We set up the bikes in the transition area and then waited around trying to figure out if they were actually going to run the damn thing. We walked around a bit, checked out the swim course and the run entrance, but mostly just people watched. Jim decided that he didn’t care about the race results as long as he beat one person. So before every event he sizes people up and picks out the lucky asshole that he is going to beat. He settled on a pigeon-toed, obese man with more nervous ticks than a Belfast valet driver. He sets the bar really high in all his endeavors. Matt picked a 12-year-old girl, but changed it when Jim told him that the goal of the exercise was to beat their time, not beat them physically. He settled on a older, hag of a woman with a club foot and an awful respiratory problem that resulted in a loud wheeze whenever she picked up her pace. The melody made by the tapping of her club foot and her death wheeze sounded a bit like a rabid warthog with a bad limp.

After picking out the losers they wanted to beat, the team captains (yes, there are two captains despite the fact that the team only has two members) finalized their respective strategies. Matt can run and swim but is a bit weak on the bike; Jim is a lousy swimmer and a terrible runner, but a god damn terror on a bicycle. Likewise, Matt’s strategy was to push himself in the swim, pace himself on the bike, and run it out to finish the race. Jim had a different plan, he was going to get through the swim without drowning and then leave everything on the bike course. He made no preparations to save any energy for the run course.

On the way back to the transition area, we saw a mass exodus of people heading to the parking lot with their bikes; clearly the race had been called and they didn’t have the decency to inform Team Bad Ass. Faggots.

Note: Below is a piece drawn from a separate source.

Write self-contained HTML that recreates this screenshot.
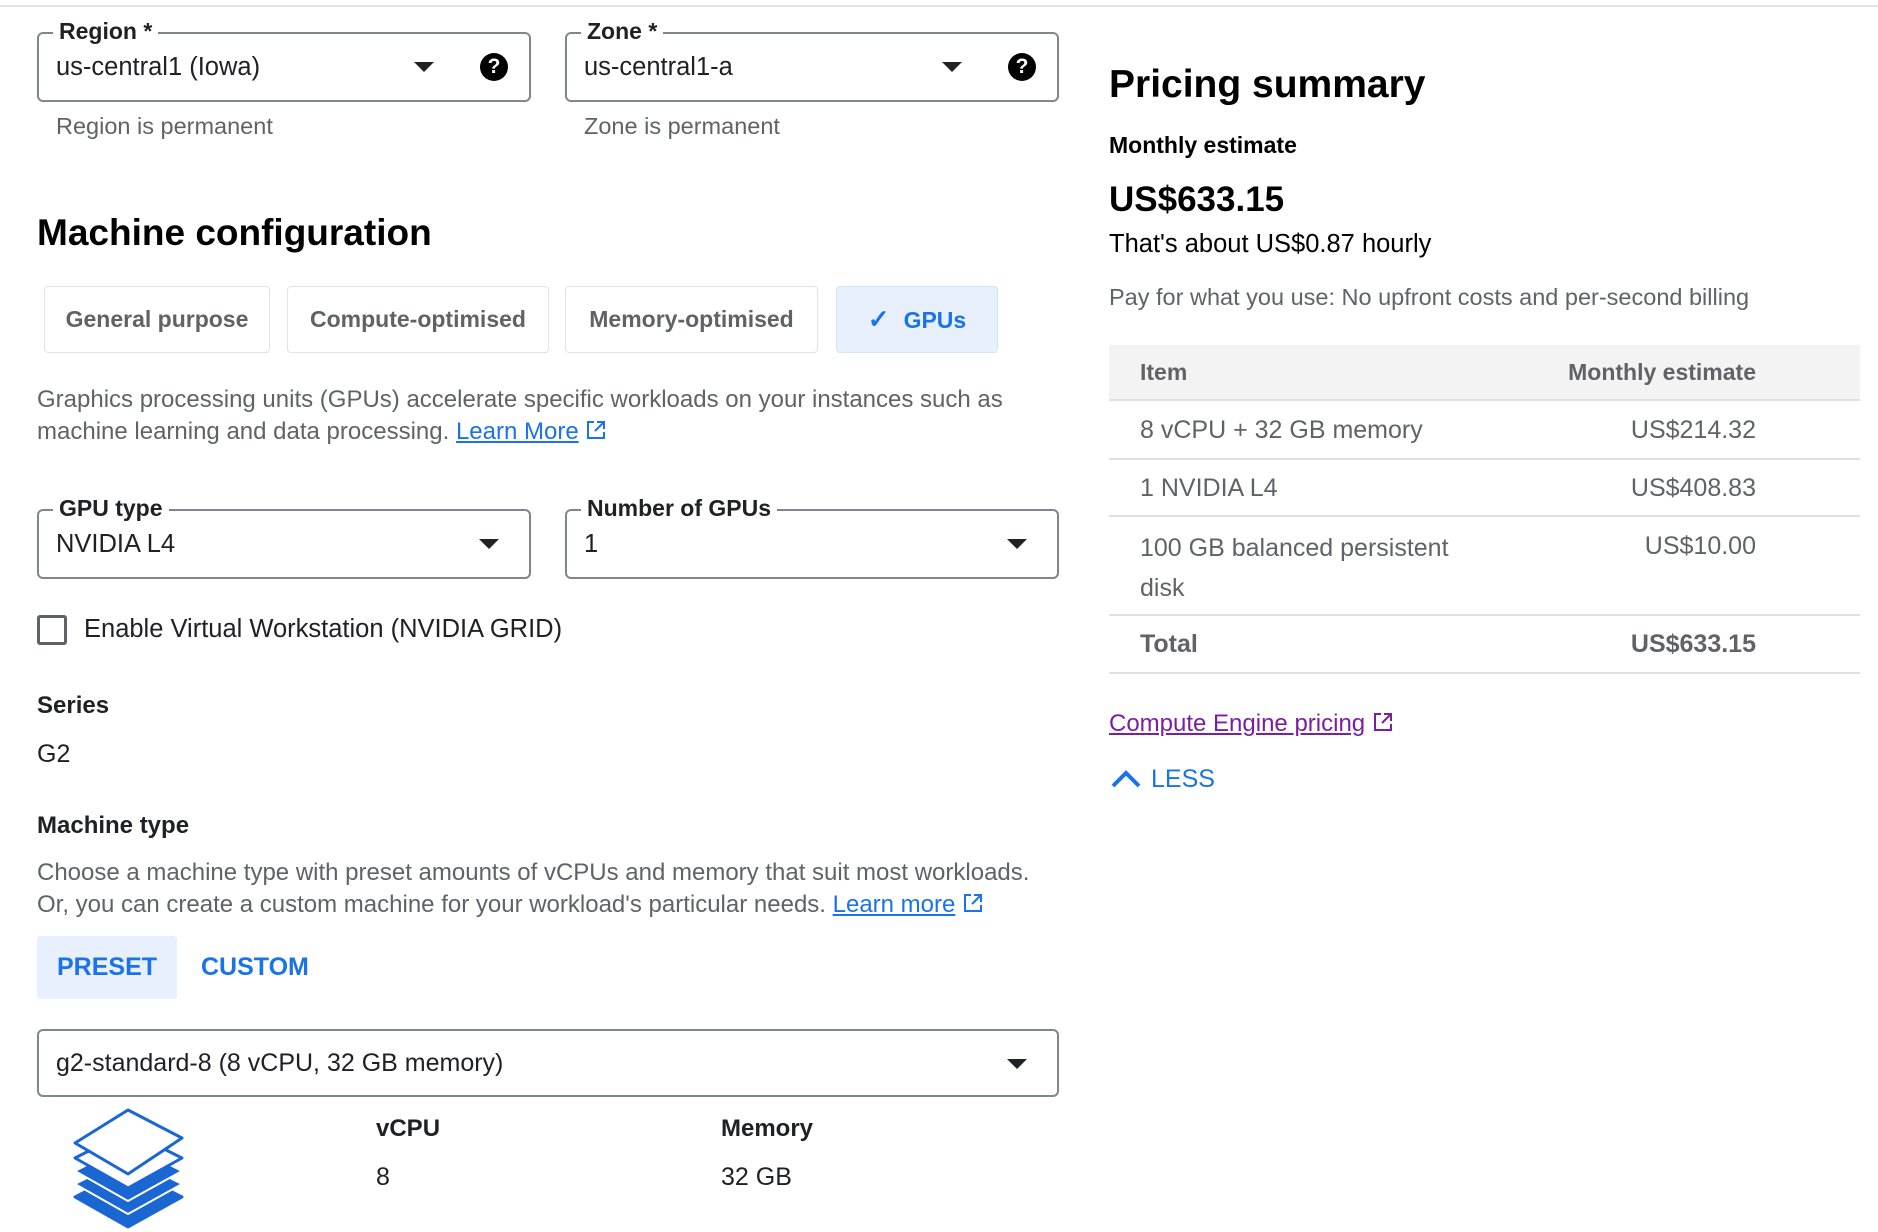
<!DOCTYPE html>
<html><head><meta charset="utf-8"><style>
*{box-sizing:border-box;margin:0;padding:0}
body{width:1878px;height:1232px;background:#fff;font-family:"Liberation Sans",Arial,sans-serif;color:#202124;position:relative;overflow:hidden}
.a{position:absolute;white-space:nowrap}
.box{position:absolute;border:2px solid #80868b;border-radius:6px;height:70px}
.lbl{position:absolute;top:-16px;left:14px;background:#fff;padding:0 6px;font-size:23px;color:#202124;font-weight:bold}
.val{position:absolute;left:17px;top:19px;font-size:25.5px}
.tri{position:absolute;width:0;height:0;border-left:10px solid transparent;border-right:10px solid transparent;border-top:10px solid #202124;top:28px}
.q{position:absolute;width:28px;height:28px;border-radius:50%;background:#000;color:#fff;font-weight:bold;font-size:21px;text-align:center;line-height:28px;top:19px}
.help{font-size:23.5px;color:#5f6368}
.chip{position:absolute;top:286px;height:67px;border:1px solid #e3e3e3;border-radius:4px;font-size:23px;font-weight:bold;color:#5f6368;text-align:center;line-height:65px}
.p{font-size:24px;color:#5f6368;line-height:32px}
.link{color:#1a73e8;text-decoration:underline}
.row{position:absolute;left:1109px;width:751px;border-bottom:2px solid #e0e0e0}
.t{font-size:25px;color:#5f6368}
.ext{display:inline-block;vertical-align:-2px}
</style></head><body>
<div class="a" style="left:0;top:5px;width:1878px;height:2px;background:#e3e3e3"></div>

<div class="box" style="left:37px;top:32px;width:494px"><div class="lbl">Region *</div><div class="val">us-central1 (Iowa)</div><div class="tri" style="left:375px"></div><div class="q" style="left:441px">?</div></div>
<div class="a help" style="left:56px;top:113px">Region is permanent</div>
<div class="box" style="left:565px;top:32px;width:494px"><div class="lbl">Zone *</div><div class="val">us-central1-a</div><div class="tri" style="left:375px"></div><div class="q" style="left:441px">?</div></div>
<div class="a help" style="left:584px;top:113px">Zone is permanent</div>

<div class="a" style="left:37px;top:212px;font-size:37px;font-weight:bold;color:#000">Machine configuration</div>

<div class="chip" style="left:44px;width:226px">General purpose</div>
<div class="chip" style="left:287px;width:262px">Compute-optimised</div>
<div class="chip" style="left:565px;width:253px">Memory-optimised</div>
<div class="chip" style="left:836px;width:162px;background:#e8f0fe;border-color:#d2e3fc;color:#1a73e8"><span style="font-size:26px;margin-right:14px">✓</span>GPUs</div>

<div class="a p" style="left:37px;top:384px">Graphics processing units (GPUs) accelerate specific workloads on your instances such as<br>machine learning and data processing. <span class="link">Learn More</span> <svg class="ext" width="22" height="22" viewBox="0 0 22 22"><path d="M9 3H3v16h16v-6M12 3h7v7M19 3l-9 9" fill="none" stroke="#1a73e8" stroke-width="2"/></svg></div>

<div class="box" style="left:37px;top:509px;width:494px"><div class="lbl">GPU type</div><div class="val">NVIDIA L4</div><div class="tri" style="left:440px"></div></div>
<div class="box" style="left:565px;top:509px;width:494px"><div class="lbl">Number of GPUs</div><div class="val">1</div><div class="tri" style="left:440px"></div></div>

<div class="a" style="left:37px;top:615px;width:30px;height:30px;border:3px solid #5f6368;border-radius:3px"></div>
<div class="a" style="left:84px;top:615px;font-size:25.5px">Enable Virtual Workstation (NVIDIA GRID)</div>

<div class="a" style="left:37px;top:692px;font-size:24px;font-weight:bold">Series</div>
<div class="a" style="left:37px;top:740px;font-size:25px">G2</div>
<div class="a" style="left:37px;top:812px;font-size:24px;font-weight:bold">Machine type</div>
<div class="a p" style="left:37px;top:857px">Choose a machine type with preset amounts of vCPUs and memory that suit most workloads.<br>Or, you can create a custom machine for your workload's particular needs. <span class="link">Learn more</span> <svg class="ext" width="22" height="22" viewBox="0 0 22 22"><path d="M9 3H3v16h16v-6M12 3h7v7M19 3l-9 9" fill="none" stroke="#1a73e8" stroke-width="2"/></svg></div>

<div class="a" style="left:37px;top:936px;width:140px;height:63px;background:#e8f0fe;border-radius:3px;color:#1a73e8;font-size:25px;font-weight:bold;text-align:center;line-height:63px">PRESET</div>
<div class="a" style="left:201px;top:953px;color:#1a73e8;font-size:25px;font-weight:bold">CUSTOM</div>

<div class="box" style="left:37px;top:1029px;width:1022px;height:68px"><div class="val" style="top:18px;font-size:25px">g2-standard-8 (8 vCPU, 32 GB memory)</div><div class="tri" style="left:968px"></div></div>

<svg class="a" style="left:70px;top:1105px" width="118" height="127" viewBox="70 1105 118 127">
<g fill="#1a66d2" stroke="#1a66d2" stroke-width="3" stroke-linejoin="round">
<path d="M75 1197 L128 1227 L182 1197 L128 1170 Z"/>
<path d="M75 1184 L128 1214 L182 1184 L128 1157 Z" stroke="#fff" stroke-width="2"/>
<path d="M75 1171 L128 1201 L182 1171 L128 1144 Z" stroke="#fff" stroke-width="2"/>
</g>
<path d="M75 1158 L128 1188 L182 1158 L128 1131 Z" fill="#fff" stroke="#1a66d2" stroke-width="3" stroke-linejoin="round"/>
<path d="M75 1143 L128 1174 L182 1138 L128 1110 Z" fill="#fff" stroke="#1a66d2" stroke-width="3" stroke-linejoin="round"/>
</svg>
<div class="a" style="left:376px;top:1115px;font-size:24px;font-weight:bold">vCPU</div>
<div class="a" style="left:376px;top:1163px;font-size:25px">8</div>
<div class="a" style="left:721px;top:1115px;font-size:24px;font-weight:bold">Memory</div>
<div class="a" style="left:721px;top:1163px;font-size:25px">32 GB</div>

<div class="a" style="left:1109px;top:63px;font-size:39px;font-weight:bold;color:#000">Pricing summary</div>
<div class="a" style="left:1109px;top:132px;font-size:23px;font-weight:bold;color:#000">Monthly estimate</div>
<div class="a" style="left:1109px;top:180px;font-size:35px;font-weight:bold;color:#000">US$633.15</div>
<div class="a" style="left:1109px;top:230px;font-size:25.5px;color:#000">That's about US$0.87 hourly</div>
<div class="a" style="left:1109px;top:284px;font-size:23.5px;color:#5f6368">Pay for what you use: No upfront costs and per-second billing</div>

<div class="row" style="top:345px;height:56px;background:#f3f3f3"></div>
<div class="a t" style="left:1140px;top:359px;font-weight:bold;font-size:23px">Item</div>
<div class="a t" style="right:122px;top:359px;font-weight:bold;font-size:23px">Monthly estimate</div>
<div class="row" style="top:401px;height:59px"></div>
<div class="a t" style="left:1140px;top:416px">8 vCPU + 32 GB memory</div>
<div class="a t" style="right:122px;top:416px">US$214.32</div>
<div class="row" style="top:460px;height:57px"></div>
<div class="a t" style="left:1140px;top:474px">1 NVIDIA L4</div>
<div class="a t" style="right:122px;top:474px">US$408.83</div>
<div class="row" style="top:517px;height:99px"></div>
<div class="a t" style="left:1140px;top:528px;line-height:40px">100 GB balanced persistent<br>disk</div>
<div class="a t" style="right:122px;top:532px">US$10.00</div>
<div class="row" style="top:616px;height:58px"></div>
<div class="a t" style="left:1140px;top:630px;font-weight:bold">Total</div>
<div class="a t" style="right:122px;top:630px;font-weight:bold">US$633.15</div>

<div class="a" style="left:1109px;top:710px;font-size:24px;color:#7b1fa2"><span style="text-decoration:underline">Compute Engine pricing</span> <svg class="ext" width="22" height="22" viewBox="0 0 22 22"><path d="M9 3H3v16h16v-6M12 3h7v7M19 3l-9 9" fill="none" stroke="#7b1fa2" stroke-width="2"/></svg></div>
<svg class="a" style="left:1110px;top:768px" width="32" height="22"><path d="M3 18 L16 5 L29 18" fill="none" stroke="#1a73e8" stroke-width="4"/></svg>
<div class="a" style="left:1151px;top:765px;font-size:25px;color:#1a73e8">LESS</div>
</body></html>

Not wanting to accept the fact that the race was cancelled due to weather, especially when it wasn’t even raining at that point, we decided to race anyway. We walked to the swim start and saw that a few other people had the same idea. We got into the water just as the rain started and just as expected Matt pulled away almost immediately, about 150 yards into it the Sheriff’s patrol boat with the scuba divers pulled up next to us and told us to get out of the water. Jim pretended not to hear the deputy and kept swimming, causing the boat to double back and the officer to yell.

“Get out of the water! I’m not going to tell you again.” screamed the deputy.
Jim could not resist.
“What?” he asked.
“Get the FUCK out of the water!”

Jim got the fuck out of the water.

Though the event was a failure on paper, it was a success in that it caused us to see where we needed to focus our efforts. We’d be ready for the next tri.